Toyota Industries signals profit growth as tariff impact settles

Published Tue, Feb 3, 2026 · 04:39 PM

[TOKYO] Toyota Industries, the group company at the centre of a contentious buyout, said profit grew even as the impact of US tariffs on Japanese carmakers started to flow through to their suppliers. 

Third-quarter operating income was 48.5 billion yen (S$395.7 million), the company said on Tuesday (Feb 3). It kept in place its 100 billion yen guidance for the fiscal year ending March 31, below analyst estimates of 170 billion yen. 

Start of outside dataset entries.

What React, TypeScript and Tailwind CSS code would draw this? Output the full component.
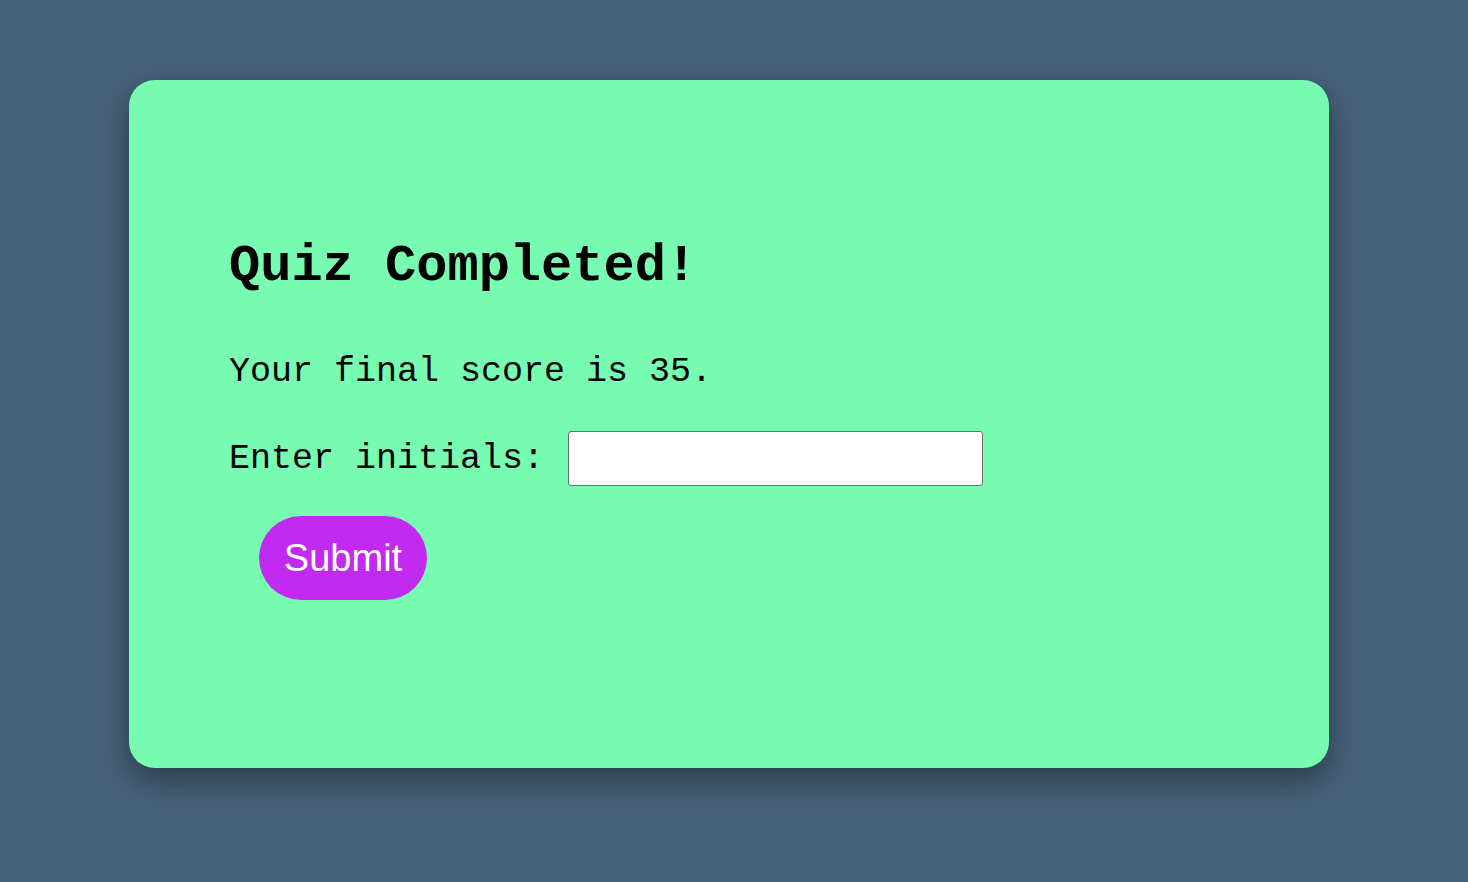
export default function App() {
  return (
    <div className="min-h-[882px] bg-[#46627a] pt-[80px] pl-[129px]">
      <div className="w-[1200px] h-[688px] rounded-[26px] bg-[#77fcb1] shadow-[0_12px_32px_rgba(0,0,0,0.4)] pl-[100px] pt-[147px] font-['Liberation_Mono',monospace] text-black">
        <h1 className="text-[52px] leading-[80px] font-bold">Quiz Completed!</h1>
        <p className="mt-[43px] text-[35px] leading-[44px]">Your final score is 35.</p>
        <div className="mt-[37px] flex items-center">
          <label className="text-[35px] leading-[44px]">Enter initials:</label>
          <input
            type="text"
            className="ml-[24px] w-[415px] h-[55px] bg-white border border-[#6f6f6f] rounded-[3px] px-2 text-[24px]"
          />
        </div>
        <button className="mt-[30px] ml-[30px] w-[168px] h-[84px] rounded-full bg-[#c22af1] text-white text-[38px] font-['Liberation_Sans',Arial,sans-serif]">
          Submit
        </button>
      </div>
    </div>
  );
}
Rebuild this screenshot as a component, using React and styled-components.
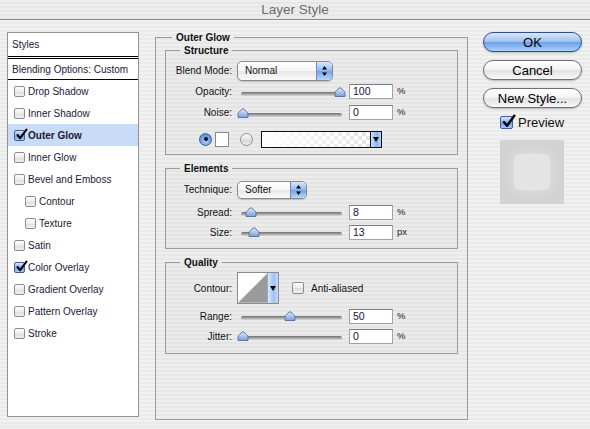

This could be Toyota Industries last fiscal year as a publicly listed company as it is the subject of a take-private proposal from the Toyota group. The deal faces strong opposition from US Elliott Investment Management, which said it will not tender its 6.7 per cent stake in Toyota Industries, and urged other shareholders to resist the proposal. 

The US activist fund said Toyota Industries is worth at least 26,000 yen a share – considerably higher than the group’s revised offer of 18,800 yen per share. In its latest statement, released earlier Tuesday, Elliott said the latest offer still “very significantly undervalues” the company, which makes textile looms and forklifts. 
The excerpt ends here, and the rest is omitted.